Today I’m working on the book proposal for a book I’m planning to write. I thought I’d share with you all the first draft of the Prologue. I’d love to hear what you think.

Prologue

Some people are born fearless. You can see it when they are just a kid. They are almost like adrenaline junkies with no thought of the consequences.

There was a kid that lived in our neighborhood when my son was young. He was the epitome of fearlessness—or perhaps more accurately recklessness. One day I saw this kid on his scooter heading down the hill we live on. (I never could get my own cautious son to try his scooter down that hill until he had learned to ride it on much safer roadways.) Now riding a scooter may not sound fearless—or reckless—but when you do it with roller blades on it’s what I would call foolhardy.

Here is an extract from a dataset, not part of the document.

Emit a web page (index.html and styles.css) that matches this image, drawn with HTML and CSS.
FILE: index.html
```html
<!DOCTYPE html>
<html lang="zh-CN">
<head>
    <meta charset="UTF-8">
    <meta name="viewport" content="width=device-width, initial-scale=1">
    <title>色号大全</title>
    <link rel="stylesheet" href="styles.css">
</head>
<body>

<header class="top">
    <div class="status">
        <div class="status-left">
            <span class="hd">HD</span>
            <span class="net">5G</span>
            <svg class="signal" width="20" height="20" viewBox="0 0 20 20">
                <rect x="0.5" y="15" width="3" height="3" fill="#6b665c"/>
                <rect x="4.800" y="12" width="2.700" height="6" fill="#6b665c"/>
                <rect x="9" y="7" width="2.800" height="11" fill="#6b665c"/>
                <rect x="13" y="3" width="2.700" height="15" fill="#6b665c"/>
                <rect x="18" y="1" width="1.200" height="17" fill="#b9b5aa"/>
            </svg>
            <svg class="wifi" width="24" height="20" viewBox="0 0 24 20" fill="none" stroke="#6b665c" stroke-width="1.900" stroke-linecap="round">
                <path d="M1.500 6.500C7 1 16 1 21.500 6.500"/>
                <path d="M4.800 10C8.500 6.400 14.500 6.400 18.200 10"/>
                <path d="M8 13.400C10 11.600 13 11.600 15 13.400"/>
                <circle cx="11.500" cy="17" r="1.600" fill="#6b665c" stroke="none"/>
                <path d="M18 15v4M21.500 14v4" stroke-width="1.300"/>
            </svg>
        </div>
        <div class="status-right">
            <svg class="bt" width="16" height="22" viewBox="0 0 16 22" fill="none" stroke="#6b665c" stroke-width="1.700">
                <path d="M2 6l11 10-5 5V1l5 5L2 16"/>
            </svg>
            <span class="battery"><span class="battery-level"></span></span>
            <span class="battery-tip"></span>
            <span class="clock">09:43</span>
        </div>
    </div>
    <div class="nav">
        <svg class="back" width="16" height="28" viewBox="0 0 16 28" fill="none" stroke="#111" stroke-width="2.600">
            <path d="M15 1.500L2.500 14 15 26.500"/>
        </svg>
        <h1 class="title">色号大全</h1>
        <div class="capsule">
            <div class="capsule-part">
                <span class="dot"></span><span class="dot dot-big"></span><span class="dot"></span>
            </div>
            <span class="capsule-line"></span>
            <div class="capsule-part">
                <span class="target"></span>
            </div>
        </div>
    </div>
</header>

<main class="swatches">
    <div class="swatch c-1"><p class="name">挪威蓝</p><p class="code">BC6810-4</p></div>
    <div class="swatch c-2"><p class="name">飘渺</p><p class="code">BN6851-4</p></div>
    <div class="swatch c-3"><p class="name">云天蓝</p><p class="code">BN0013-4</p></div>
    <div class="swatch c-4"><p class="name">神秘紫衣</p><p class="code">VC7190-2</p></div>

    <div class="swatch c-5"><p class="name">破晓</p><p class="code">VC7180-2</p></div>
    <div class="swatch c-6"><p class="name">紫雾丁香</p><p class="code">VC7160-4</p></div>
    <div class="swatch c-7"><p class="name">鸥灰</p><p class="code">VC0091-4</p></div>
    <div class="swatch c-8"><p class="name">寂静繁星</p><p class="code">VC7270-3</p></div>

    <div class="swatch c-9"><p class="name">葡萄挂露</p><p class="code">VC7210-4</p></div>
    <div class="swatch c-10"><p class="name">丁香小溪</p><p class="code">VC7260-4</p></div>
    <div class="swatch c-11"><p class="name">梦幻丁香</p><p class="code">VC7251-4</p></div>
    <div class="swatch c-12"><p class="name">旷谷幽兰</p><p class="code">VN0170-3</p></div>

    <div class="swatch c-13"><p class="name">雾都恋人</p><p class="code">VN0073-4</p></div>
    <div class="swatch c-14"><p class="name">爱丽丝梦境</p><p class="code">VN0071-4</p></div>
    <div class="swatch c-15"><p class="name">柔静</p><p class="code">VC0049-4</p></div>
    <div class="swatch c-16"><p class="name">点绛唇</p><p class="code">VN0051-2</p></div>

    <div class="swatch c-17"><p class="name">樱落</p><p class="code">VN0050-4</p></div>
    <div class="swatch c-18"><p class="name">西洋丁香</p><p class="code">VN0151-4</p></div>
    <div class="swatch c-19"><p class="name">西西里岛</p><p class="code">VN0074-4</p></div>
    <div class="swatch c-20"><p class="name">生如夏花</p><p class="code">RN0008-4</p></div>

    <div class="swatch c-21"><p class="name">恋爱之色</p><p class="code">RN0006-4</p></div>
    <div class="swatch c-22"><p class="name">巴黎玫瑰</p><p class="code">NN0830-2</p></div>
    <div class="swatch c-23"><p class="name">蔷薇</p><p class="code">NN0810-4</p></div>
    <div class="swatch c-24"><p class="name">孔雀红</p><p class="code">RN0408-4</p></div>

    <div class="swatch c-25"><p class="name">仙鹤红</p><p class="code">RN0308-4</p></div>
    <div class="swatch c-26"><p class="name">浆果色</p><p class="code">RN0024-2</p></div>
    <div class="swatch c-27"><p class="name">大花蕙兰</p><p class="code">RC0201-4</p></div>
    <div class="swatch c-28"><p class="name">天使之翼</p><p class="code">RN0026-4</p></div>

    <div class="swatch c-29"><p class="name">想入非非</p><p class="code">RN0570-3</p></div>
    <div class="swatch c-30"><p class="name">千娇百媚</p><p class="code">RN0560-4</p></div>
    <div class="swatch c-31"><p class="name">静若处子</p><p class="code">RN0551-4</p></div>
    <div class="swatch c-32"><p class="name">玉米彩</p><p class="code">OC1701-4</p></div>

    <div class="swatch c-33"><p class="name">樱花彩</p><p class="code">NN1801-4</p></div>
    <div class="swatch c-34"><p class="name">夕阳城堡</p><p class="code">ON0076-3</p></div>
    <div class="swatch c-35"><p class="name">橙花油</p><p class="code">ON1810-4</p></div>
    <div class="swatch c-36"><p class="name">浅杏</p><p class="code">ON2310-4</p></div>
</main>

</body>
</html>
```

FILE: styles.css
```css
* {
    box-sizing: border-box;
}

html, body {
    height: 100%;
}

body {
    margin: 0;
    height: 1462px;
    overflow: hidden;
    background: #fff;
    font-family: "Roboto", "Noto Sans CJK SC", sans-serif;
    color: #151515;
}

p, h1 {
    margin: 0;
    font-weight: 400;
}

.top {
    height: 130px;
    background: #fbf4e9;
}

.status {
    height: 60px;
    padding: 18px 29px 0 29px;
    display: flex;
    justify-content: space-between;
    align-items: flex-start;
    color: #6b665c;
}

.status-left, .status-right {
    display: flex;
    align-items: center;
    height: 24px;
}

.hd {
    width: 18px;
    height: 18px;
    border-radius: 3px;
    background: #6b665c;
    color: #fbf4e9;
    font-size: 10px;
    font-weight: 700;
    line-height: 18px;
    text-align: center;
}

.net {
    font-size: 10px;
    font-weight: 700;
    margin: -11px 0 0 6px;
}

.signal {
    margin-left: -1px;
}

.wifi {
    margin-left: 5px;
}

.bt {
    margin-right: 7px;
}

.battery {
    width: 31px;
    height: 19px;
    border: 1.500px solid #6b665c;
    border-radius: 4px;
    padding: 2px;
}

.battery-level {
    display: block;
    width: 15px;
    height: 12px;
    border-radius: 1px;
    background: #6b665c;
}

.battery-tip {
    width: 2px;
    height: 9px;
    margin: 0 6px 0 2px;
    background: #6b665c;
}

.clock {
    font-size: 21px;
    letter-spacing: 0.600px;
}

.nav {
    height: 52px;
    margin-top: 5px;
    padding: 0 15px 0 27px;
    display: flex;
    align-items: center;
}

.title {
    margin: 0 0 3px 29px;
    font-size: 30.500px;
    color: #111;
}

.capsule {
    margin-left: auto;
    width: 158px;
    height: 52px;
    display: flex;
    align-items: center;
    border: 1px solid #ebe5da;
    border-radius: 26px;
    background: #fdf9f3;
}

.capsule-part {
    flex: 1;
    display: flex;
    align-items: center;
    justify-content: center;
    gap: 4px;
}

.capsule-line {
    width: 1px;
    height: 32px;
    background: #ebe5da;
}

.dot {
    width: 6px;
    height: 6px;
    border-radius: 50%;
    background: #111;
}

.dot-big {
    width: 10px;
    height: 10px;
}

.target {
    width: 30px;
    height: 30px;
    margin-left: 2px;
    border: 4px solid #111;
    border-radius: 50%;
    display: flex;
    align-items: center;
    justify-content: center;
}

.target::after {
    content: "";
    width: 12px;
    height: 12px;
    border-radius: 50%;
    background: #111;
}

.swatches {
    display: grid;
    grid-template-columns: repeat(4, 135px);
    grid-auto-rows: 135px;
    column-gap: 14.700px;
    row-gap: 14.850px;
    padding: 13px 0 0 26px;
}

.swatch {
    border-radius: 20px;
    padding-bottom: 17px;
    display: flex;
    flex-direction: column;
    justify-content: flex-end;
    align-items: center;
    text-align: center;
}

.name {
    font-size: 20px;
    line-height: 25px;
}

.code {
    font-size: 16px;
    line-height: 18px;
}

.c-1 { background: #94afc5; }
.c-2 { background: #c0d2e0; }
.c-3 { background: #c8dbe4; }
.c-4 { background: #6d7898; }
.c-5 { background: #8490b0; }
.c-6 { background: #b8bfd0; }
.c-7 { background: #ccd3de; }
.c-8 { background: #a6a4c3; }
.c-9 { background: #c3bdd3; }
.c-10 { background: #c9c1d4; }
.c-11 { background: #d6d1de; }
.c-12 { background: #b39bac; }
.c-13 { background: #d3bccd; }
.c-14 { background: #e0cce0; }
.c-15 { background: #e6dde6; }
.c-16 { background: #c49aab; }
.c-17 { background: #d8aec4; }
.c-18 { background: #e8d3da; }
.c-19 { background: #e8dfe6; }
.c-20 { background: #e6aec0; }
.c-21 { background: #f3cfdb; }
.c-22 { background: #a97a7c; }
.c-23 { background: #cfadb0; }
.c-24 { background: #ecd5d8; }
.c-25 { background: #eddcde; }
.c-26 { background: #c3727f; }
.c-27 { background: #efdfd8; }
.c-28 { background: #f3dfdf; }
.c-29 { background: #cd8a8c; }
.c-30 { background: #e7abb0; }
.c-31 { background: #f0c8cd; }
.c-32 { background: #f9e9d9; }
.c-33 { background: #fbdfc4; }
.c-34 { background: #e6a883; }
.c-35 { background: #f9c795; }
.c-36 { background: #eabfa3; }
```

If you are one of the fearless ones, then this book isn’t for you. You can put it down right now, or better yet, give it to one of your scaredy-cat friends. You know the one—you’re thinking of her right now.

But if you aren’t fearless—if friends call you cautious, reserved, timid—if you feel like life is passing you by because you are too afraid to take a risk—then this book is for you.

I’m 50 years old and since I was a teenager I’ve dreamed of writing a book. I have numerous book ideas scribbled in journals, but I was always too afraid of failure to do anything with them. I’ve even seen some of my book ideas in the bookstore—written by someone else.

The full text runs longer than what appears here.